··· Dataset section ···

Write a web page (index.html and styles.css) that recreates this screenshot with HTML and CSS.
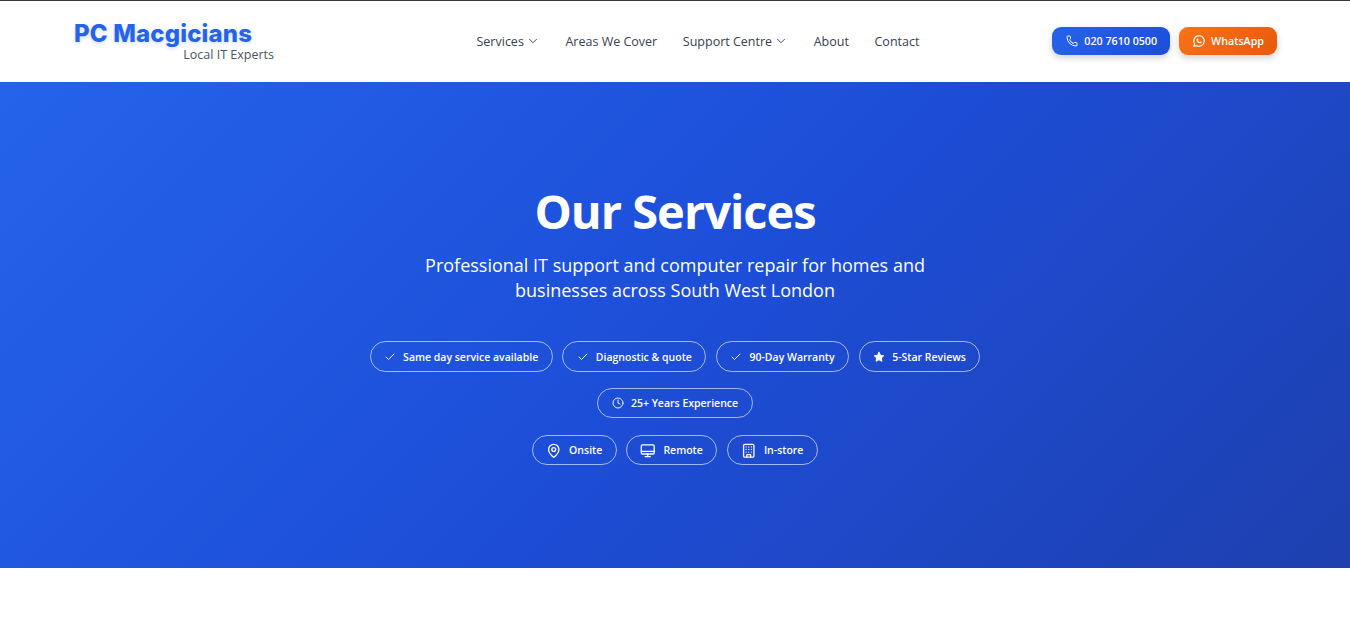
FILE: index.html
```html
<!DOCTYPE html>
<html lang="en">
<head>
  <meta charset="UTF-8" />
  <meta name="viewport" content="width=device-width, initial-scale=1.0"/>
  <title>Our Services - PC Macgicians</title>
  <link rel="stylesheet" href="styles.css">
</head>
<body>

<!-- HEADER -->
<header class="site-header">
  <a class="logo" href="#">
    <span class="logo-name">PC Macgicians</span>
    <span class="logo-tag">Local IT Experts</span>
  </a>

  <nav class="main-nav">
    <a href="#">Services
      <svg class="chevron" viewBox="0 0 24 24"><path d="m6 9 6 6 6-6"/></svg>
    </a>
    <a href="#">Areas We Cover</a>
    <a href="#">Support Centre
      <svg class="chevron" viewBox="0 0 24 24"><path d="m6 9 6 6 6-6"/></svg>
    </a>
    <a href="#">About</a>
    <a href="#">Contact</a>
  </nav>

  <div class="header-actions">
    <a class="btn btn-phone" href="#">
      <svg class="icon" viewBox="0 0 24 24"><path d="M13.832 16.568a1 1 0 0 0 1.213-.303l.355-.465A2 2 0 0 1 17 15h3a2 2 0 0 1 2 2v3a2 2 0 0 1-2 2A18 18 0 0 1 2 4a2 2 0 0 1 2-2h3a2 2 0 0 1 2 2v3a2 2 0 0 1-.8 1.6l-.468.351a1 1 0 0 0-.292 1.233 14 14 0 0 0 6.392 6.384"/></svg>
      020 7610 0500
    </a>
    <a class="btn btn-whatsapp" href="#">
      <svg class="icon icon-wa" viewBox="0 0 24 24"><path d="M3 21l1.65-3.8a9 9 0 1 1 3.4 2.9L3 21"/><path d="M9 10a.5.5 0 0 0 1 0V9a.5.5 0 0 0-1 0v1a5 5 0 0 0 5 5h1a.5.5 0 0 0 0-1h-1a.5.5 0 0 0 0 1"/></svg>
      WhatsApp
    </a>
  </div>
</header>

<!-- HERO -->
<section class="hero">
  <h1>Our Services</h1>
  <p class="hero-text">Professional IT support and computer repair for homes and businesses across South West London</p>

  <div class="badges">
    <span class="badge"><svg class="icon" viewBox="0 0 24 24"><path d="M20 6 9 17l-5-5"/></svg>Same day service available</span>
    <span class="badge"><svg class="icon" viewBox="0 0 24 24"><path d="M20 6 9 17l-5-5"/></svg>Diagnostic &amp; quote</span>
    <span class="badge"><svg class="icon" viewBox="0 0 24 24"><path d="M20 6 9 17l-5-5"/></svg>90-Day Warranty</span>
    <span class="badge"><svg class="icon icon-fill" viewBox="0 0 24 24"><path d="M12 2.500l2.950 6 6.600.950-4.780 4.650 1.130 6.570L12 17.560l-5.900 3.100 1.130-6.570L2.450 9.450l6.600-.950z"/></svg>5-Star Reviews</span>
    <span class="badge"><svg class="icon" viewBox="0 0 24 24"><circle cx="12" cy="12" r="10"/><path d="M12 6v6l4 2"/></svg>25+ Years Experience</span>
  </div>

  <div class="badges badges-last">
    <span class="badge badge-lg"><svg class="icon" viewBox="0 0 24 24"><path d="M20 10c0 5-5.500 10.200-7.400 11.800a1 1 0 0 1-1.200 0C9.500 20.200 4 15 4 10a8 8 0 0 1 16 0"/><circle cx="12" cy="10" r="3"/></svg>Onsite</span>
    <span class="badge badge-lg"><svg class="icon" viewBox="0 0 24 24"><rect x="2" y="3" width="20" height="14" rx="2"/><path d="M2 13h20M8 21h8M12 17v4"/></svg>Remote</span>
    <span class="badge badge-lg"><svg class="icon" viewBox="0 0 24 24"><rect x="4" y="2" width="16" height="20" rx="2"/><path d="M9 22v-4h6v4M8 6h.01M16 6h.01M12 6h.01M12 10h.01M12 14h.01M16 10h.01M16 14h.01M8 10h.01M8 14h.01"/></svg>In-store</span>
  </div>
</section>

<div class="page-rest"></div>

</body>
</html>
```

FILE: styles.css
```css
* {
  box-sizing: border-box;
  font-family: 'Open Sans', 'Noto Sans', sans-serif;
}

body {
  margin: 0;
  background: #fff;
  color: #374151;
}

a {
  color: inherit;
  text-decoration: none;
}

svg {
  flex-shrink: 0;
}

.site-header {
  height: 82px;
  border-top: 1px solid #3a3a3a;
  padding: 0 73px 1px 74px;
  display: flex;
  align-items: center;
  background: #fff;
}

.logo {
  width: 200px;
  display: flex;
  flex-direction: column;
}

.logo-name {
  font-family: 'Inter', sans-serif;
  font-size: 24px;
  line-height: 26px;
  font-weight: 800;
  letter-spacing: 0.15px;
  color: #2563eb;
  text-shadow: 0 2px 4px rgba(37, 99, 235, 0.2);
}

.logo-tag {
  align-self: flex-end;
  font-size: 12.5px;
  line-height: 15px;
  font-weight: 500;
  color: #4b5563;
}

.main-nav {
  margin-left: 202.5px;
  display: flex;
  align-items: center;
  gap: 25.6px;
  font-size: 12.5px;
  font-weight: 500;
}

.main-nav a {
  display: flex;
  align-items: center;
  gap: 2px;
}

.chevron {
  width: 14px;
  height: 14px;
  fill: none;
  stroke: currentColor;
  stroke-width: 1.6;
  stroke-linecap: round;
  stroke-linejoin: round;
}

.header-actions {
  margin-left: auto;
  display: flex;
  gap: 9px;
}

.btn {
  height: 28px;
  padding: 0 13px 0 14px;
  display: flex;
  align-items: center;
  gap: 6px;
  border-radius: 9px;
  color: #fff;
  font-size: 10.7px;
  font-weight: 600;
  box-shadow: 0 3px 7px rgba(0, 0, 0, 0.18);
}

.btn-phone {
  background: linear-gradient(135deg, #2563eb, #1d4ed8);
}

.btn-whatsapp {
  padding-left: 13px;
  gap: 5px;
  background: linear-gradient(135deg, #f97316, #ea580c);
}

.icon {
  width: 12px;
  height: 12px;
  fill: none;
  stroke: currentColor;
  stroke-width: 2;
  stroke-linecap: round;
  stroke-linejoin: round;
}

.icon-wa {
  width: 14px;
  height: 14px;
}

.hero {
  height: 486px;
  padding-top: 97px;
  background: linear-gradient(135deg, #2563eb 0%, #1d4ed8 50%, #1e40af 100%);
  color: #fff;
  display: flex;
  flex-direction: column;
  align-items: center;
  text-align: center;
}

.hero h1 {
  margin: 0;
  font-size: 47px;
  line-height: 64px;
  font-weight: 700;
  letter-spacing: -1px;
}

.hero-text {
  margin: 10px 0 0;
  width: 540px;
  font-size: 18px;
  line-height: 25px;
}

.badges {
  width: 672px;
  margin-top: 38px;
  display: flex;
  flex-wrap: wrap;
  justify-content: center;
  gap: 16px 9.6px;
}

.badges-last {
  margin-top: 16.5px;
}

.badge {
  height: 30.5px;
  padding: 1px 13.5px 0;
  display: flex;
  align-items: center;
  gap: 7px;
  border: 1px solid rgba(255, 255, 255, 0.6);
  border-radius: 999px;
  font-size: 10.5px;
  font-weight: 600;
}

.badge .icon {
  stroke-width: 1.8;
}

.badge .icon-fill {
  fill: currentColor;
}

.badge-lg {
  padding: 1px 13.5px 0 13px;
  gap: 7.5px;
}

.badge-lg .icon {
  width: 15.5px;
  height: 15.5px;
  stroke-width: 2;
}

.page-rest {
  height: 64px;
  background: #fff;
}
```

···

Please set down each line of the data above exactly as written, without the pictures.

Write a web page (index.html and styles.css) that recreates this screenshot with HTML and CSS.
FILE: index.html
```html
<!DOCTYPE html>
<html lang="en">
<head>
  <meta charset="UTF-8" />
  <meta name="viewport" content="width=device-width, initial-scale=1.0"/>
  <title>Our Services - PC Macgicians</title>
  <link rel="stylesheet" href="styles.css">
</head>
<body>

<!-- HEADER -->
<header class="site-header">
  <a class="logo" href="#">
    <span class="logo-name">PC Macgicians</span>
    <span class="logo-tag">Local IT Experts</span>
  </a>

  <nav class="main-nav">
    <a href="#">Services
      <svg class="chevron" viewBox="0 0 24 24"><path d="m6 9 6 6 6-6"/></svg>
    </a>
    <a href="#">Areas We Cover</a>
    <a href="#">Support Centre
      <svg class="chevron" viewBox="0 0 24 24"><path d="m6 9 6 6 6-6"/></svg>
    </a>
    <a href="#">About</a>
    <a href="#">Contact</a>
  </nav>

  <div class="header-actions">
    <a class="btn btn-phone" href="#">
      <svg class="icon" viewBox="0 0 24 24"><path d="M13.832 16.568a1 1 0 0 0 1.213-.303l.355-.465A2 2 0 0 1 17 15h3a2 2 0 0 1 2 2v3a2 2 0 0 1-2 2A18 18 0 0 1 2 4a2 2 0 0 1 2-2h3a2 2 0 0 1 2 2v3a2 2 0 0 1-.8 1.6l-.468.351a1 1 0 0 0-.292 1.233 14 14 0 0 0 6.392 6.384"/></svg>
      020 7610 0500
    </a>
    <a class="btn btn-whatsapp" href="#">
      <svg class="icon icon-wa" viewBox="0 0 24 24"><path d="M3 21l1.65-3.8a9 9 0 1 1 3.4 2.9L3 21"/><path d="M9 10a.5.5 0 0 0 1 0V9a.5.5 0 0 0-1 0v1a5 5 0 0 0 5 5h1a.5.5 0 0 0 0-1h-1a.5.5 0 0 0 0 1"/></svg>
      WhatsApp
    </a>
  </div>
</header>

<!-- HERO -->
<section class="hero">
  <h1>Our Services</h1>
  <p class="hero-text">Professional IT support and computer repair for homes and businesses across South West London</p>

  <div class="badges">
    <span class="badge"><svg class="icon" viewBox="0 0 24 24"><path d="M20 6 9 17l-5-5"/></svg>Same day service available</span>
    <span class="badge"><svg class="icon" viewBox="0 0 24 24"><path d="M20 6 9 17l-5-5"/></svg>Diagnostic &amp; quote</span>
    <span class="badge"><svg class="icon" viewBox="0 0 24 24"><path d="M20 6 9 17l-5-5"/></svg>90-Day Warranty</span>
    <span class="badge"><svg class="icon icon-fill" viewBox="0 0 24 24"><path d="M12 2.500l2.950 6 6.600.950-4.780 4.650 1.130 6.570L12 17.560l-5.900 3.100 1.130-6.570L2.450 9.450l6.600-.950z"/></svg>5-Star Reviews</span>
    <span class="badge"><svg class="icon" viewBox="0 0 24 24"><circle cx="12" cy="12" r="10"/><path d="M12 6v6l4 2"/></svg>25+ Years Experience</span>
  </div>

  <div class="badges badges-last">
    <span class="badge badge-lg"><svg class="icon" viewBox="0 0 24 24"><path d="M20 10c0 5-5.500 10.200-7.400 11.800a1 1 0 0 1-1.200 0C9.500 20.200 4 15 4 10a8 8 0 0 1 16 0"/><circle cx="12" cy="10" r="3"/></svg>Onsite</span>
    <span class="badge badge-lg"><svg class="icon" viewBox="0 0 24 24"><rect x="2" y="3" width="20" height="14" rx="2"/><path d="M2 13h20M8 21h8M12 17v4"/></svg>Remote</span>
    <span class="badge badge-lg"><svg class="icon" viewBox="0 0 24 24"><rect x="4" y="2" width="16" height="20" rx="2"/><path d="M9 22v-4h6v4M8 6h.01M16 6h.01M12 6h.01M12 10h.01M12 14h.01M16 10h.01M16 14h.01M8 10h.01M8 14h.01"/></svg>In-store</span>
  </div>
</section>

<div class="page-rest"></div>

</body>
</html>
```

FILE: styles.css
```css
* {
  box-sizing: border-box;
  font-family: 'Open Sans', 'Noto Sans', sans-serif;
}

body {
  margin: 0;
  background: #fff;
  color: #374151;
}

a {
  color: inherit;
  text-decoration: none;
}

svg {
  flex-shrink: 0;
}

.site-header {
  height: 82px;
  border-top: 1px solid #3a3a3a;
  padding: 0 73px 1px 74px;
  display: flex;
  align-items: center;
  background: #fff;
}

.logo {
  width: 200px;
  display: flex;
  flex-direction: column;
}

.logo-name {
  font-family: 'Inter', sans-serif;
  font-size: 24px;
  line-height: 26px;
  font-weight: 800;
  letter-spacing: 0.15px;
  color: #2563eb;
  text-shadow: 0 2px 4px rgba(37, 99, 235, 0.2);
}

.logo-tag {
  align-self: flex-end;
  font-size: 12.5px;
  line-height: 15px;
  font-weight: 500;
  color: #4b5563;
}

.main-nav {
  margin-left: 202.5px;
  display: flex;
  align-items: center;
  gap: 25.6px;
  font-size: 12.5px;
  font-weight: 500;
}

.main-nav a {
  display: flex;
  align-items: center;
  gap: 2px;
}

.chevron {
  width: 14px;
  height: 14px;
  fill: none;
  stroke: currentColor;
  stroke-width: 1.6;
  stroke-linecap: round;
  stroke-linejoin: round;
}

.header-actions {
  margin-left: auto;
  display: flex;
  gap: 9px;
}

.btn {
  height: 28px;
  padding: 0 13px 0 14px;
  display: flex;
  align-items: center;
  gap: 6px;
  border-radius: 9px;
  color: #fff;
  font-size: 10.7px;
  font-weight: 600;
  box-shadow: 0 3px 7px rgba(0, 0, 0, 0.18);
}

.btn-phone {
  background: linear-gradient(135deg, #2563eb, #1d4ed8);
}

.btn-whatsapp {
  padding-left: 13px;
  gap: 5px;
  background: linear-gradient(135deg, #f97316, #ea580c);
}

.icon {
  width: 12px;
  height: 12px;
  fill: none;
  stroke: currentColor;
  stroke-width: 2;
  stroke-linecap: round;
  stroke-linejoin: round;
}

.icon-wa {
  width: 14px;
  height: 14px;
}

.hero {
  height: 486px;
  padding-top: 97px;
  background: linear-gradient(135deg, #2563eb 0%, #1d4ed8 50%, #1e40af 100%);
  color: #fff;
  display: flex;
  flex-direction: column;
  align-items: center;
  text-align: center;
}

.hero h1 {
  margin: 0;
  font-size: 47px;
  line-height: 64px;
  font-weight: 700;
  letter-spacing: -1px;
}

.hero-text {
  margin: 10px 0 0;
  width: 540px;
  font-size: 18px;
  line-height: 25px;
}

.badges {
  width: 672px;
  margin-top: 38px;
  display: flex;
  flex-wrap: wrap;
  justify-content: center;
  gap: 16px 9.6px;
}

.badges-last {
  margin-top: 16.5px;
}

.badge {
  height: 30.5px;
  padding: 1px 13.5px 0;
  display: flex;
  align-items: center;
  gap: 7px;
  border: 1px solid rgba(255, 255, 255, 0.6);
  border-radius: 999px;
  font-size: 10.5px;
  font-weight: 600;
}

.badge .icon {
  stroke-width: 1.8;
}

.badge .icon-fill {
  fill: currentColor;
}

.badge-lg {
  padding: 1px 13.5px 0 13px;
  gap: 7.5px;
}

.badge-lg .icon {
  width: 15.5px;
  height: 15.5px;
  stroke-width: 2;
}

.page-rest {
  height: 64px;
  background: #fff;
}
```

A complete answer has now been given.